Gartner forecasts that by 2027, 17% of cyberattacks will involve generative AI. Meanwhile, 62% of organizations have faced at least one deepfake-enabled intrusion this year. This is the new cost of doing business in a world where attackers are augmented, tireless, and increasingly autonomous.
Security leaders already have a strong framework. The real problem is execution: developers ship code faster than security teams can test it. Without the right tools and automation to scale the process, security can’t keep pace with modern release cycles.
Offensive security training prepares defenders to think and act like attackers. Originating from military “red teaming” concepts, the practice stress-tests an organization’s defenses under realistic attack conditions. Over time, it evolved into a formal discipline that combines ethical hacking, advanced tooling, and adversarial simulation to identify vulnerabilities before adversaries can exploit them proactively.
Its goal is to build proactive resilience: to teach professionals how attackers operate, where weaknesses in apps or infrastructure hide, and how to communicate risk in business terms. Effective offensive security training programs are hands-on, iterative, and structured. Its key steps include:
This step establishes the theoretical and technical foundation for offensive operations. Trainees develop fluency in networking concepts, including TCP/IP, DNS, routing, and packet analysis, and gain an understanding of operating system internals across Linux and Windows. They also learn to script in languages such as Python, Bash, or PowerShell to automate tasks and craft custom tooling.
The aim here is to gather intelligence to define the target environment and potential entry points. Trainees utilize both passive and active techniques to collect data and identify domains, services, exposed APIs, and IP ranges. Enumeration then dives deeper, mapping users, directories, and system banners.

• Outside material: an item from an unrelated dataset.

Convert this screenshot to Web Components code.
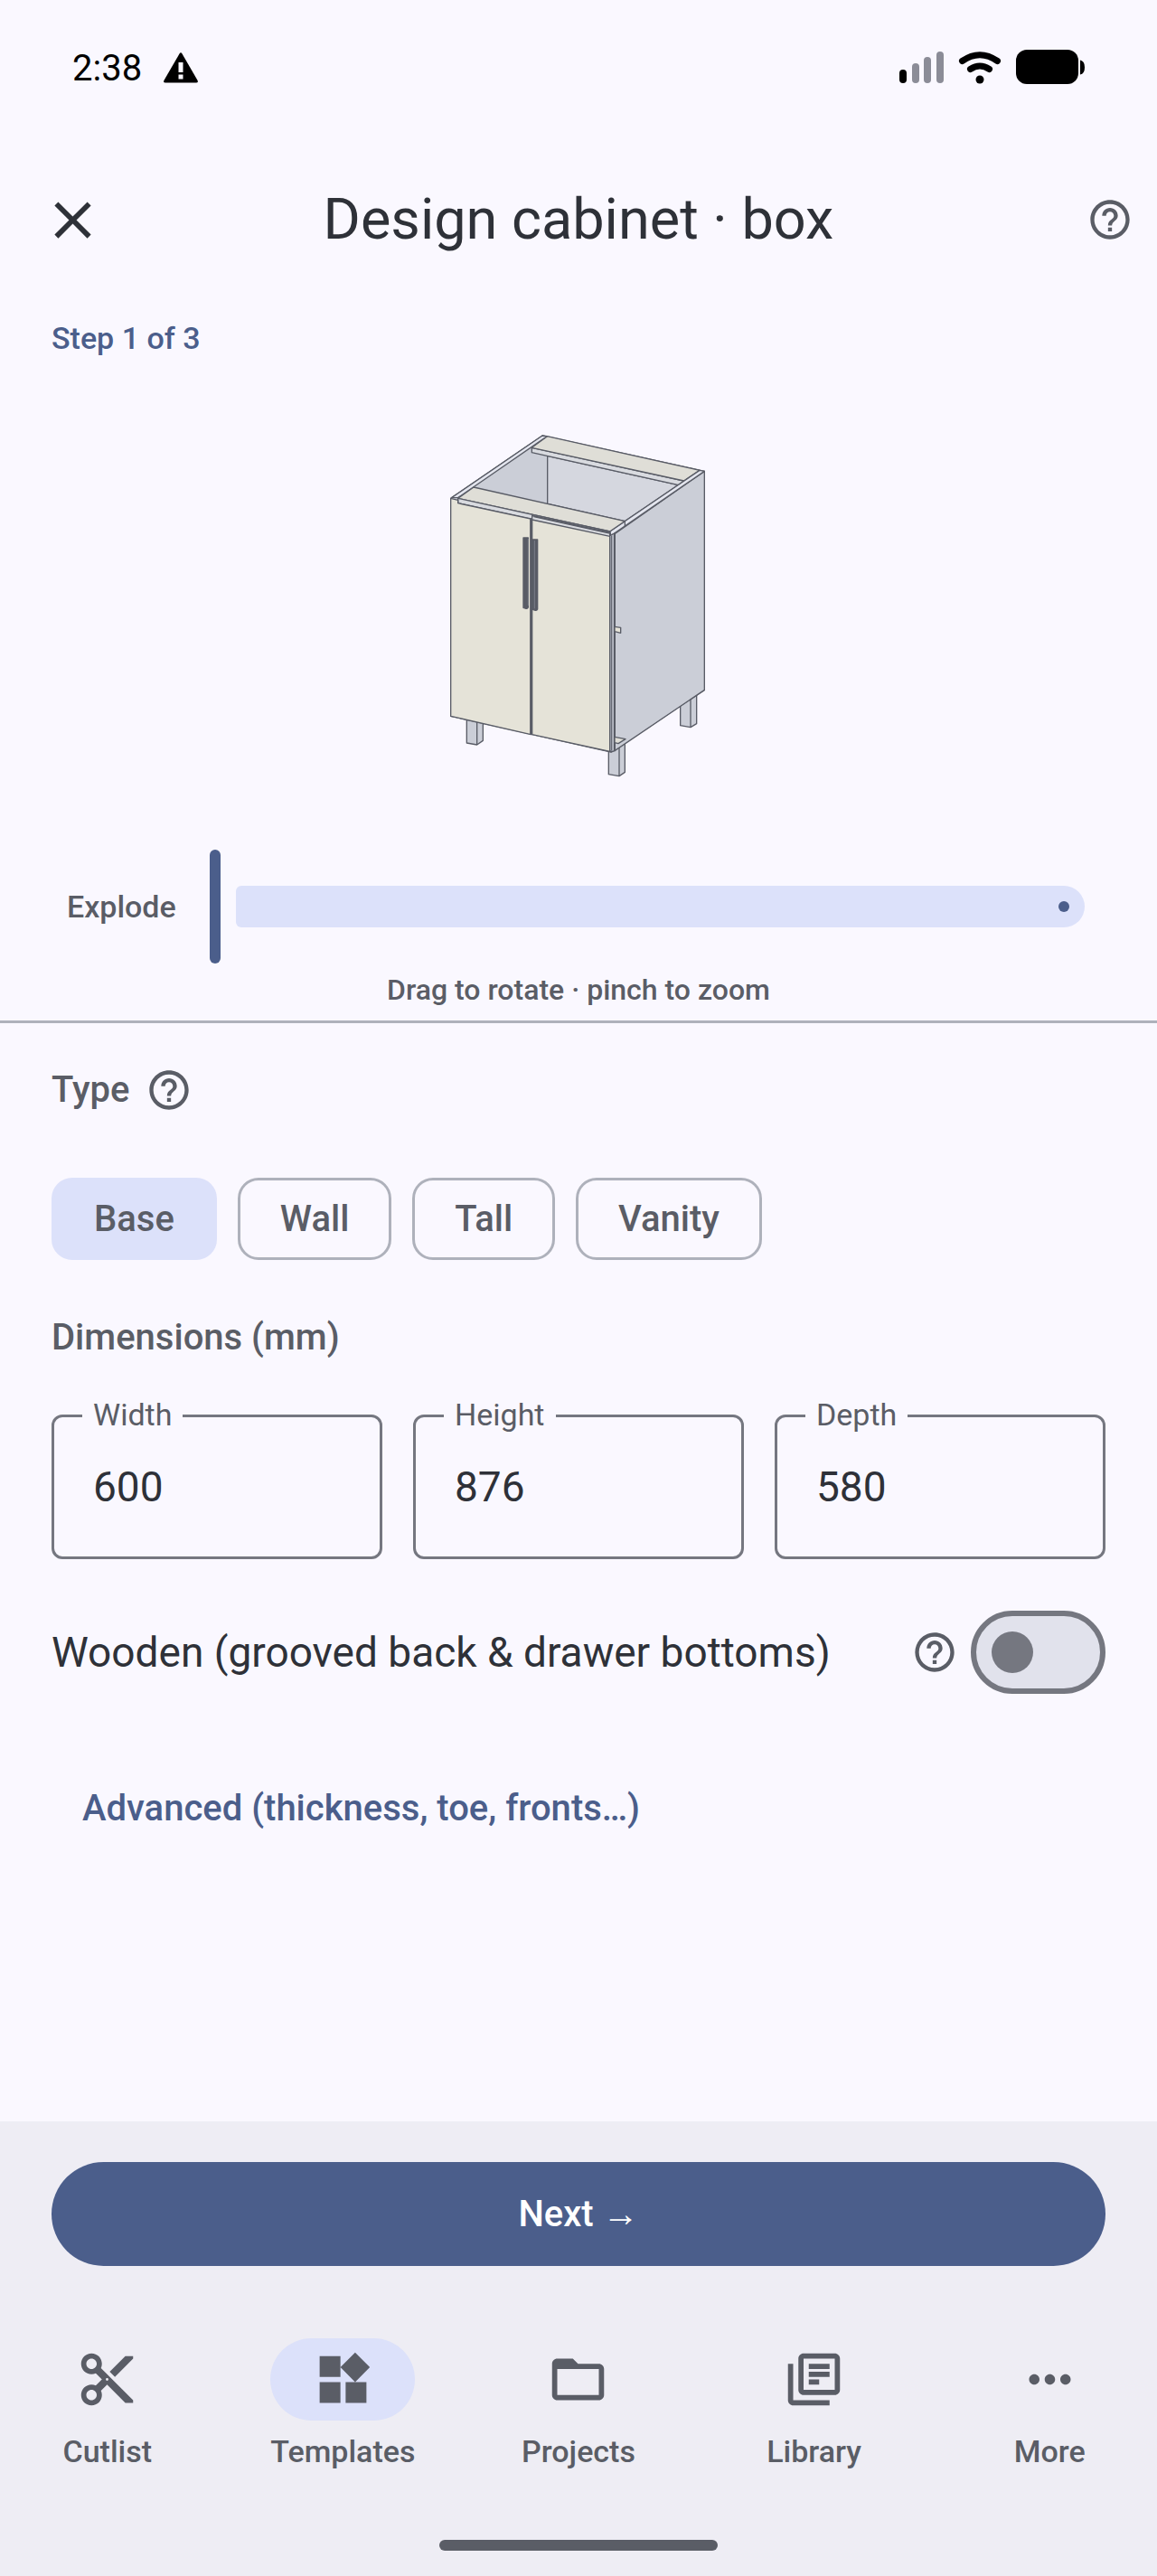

Vulnerability discovery uncovers weaknesses across applications, systems, and configurations. This stage combines automated scanning with hands-on analysis. It identifies misconfigurations, outdated software, logic flaws, insecure APIs, and injection points.
Exploitation then verifies the impact of those weaknesses. Trainees learn how to craft payloads, chain vulnerabilities, and utilize exploit frameworks to gain access or execute code safely, thereby demonstrating the real-world consequences of the flaws identified earlier.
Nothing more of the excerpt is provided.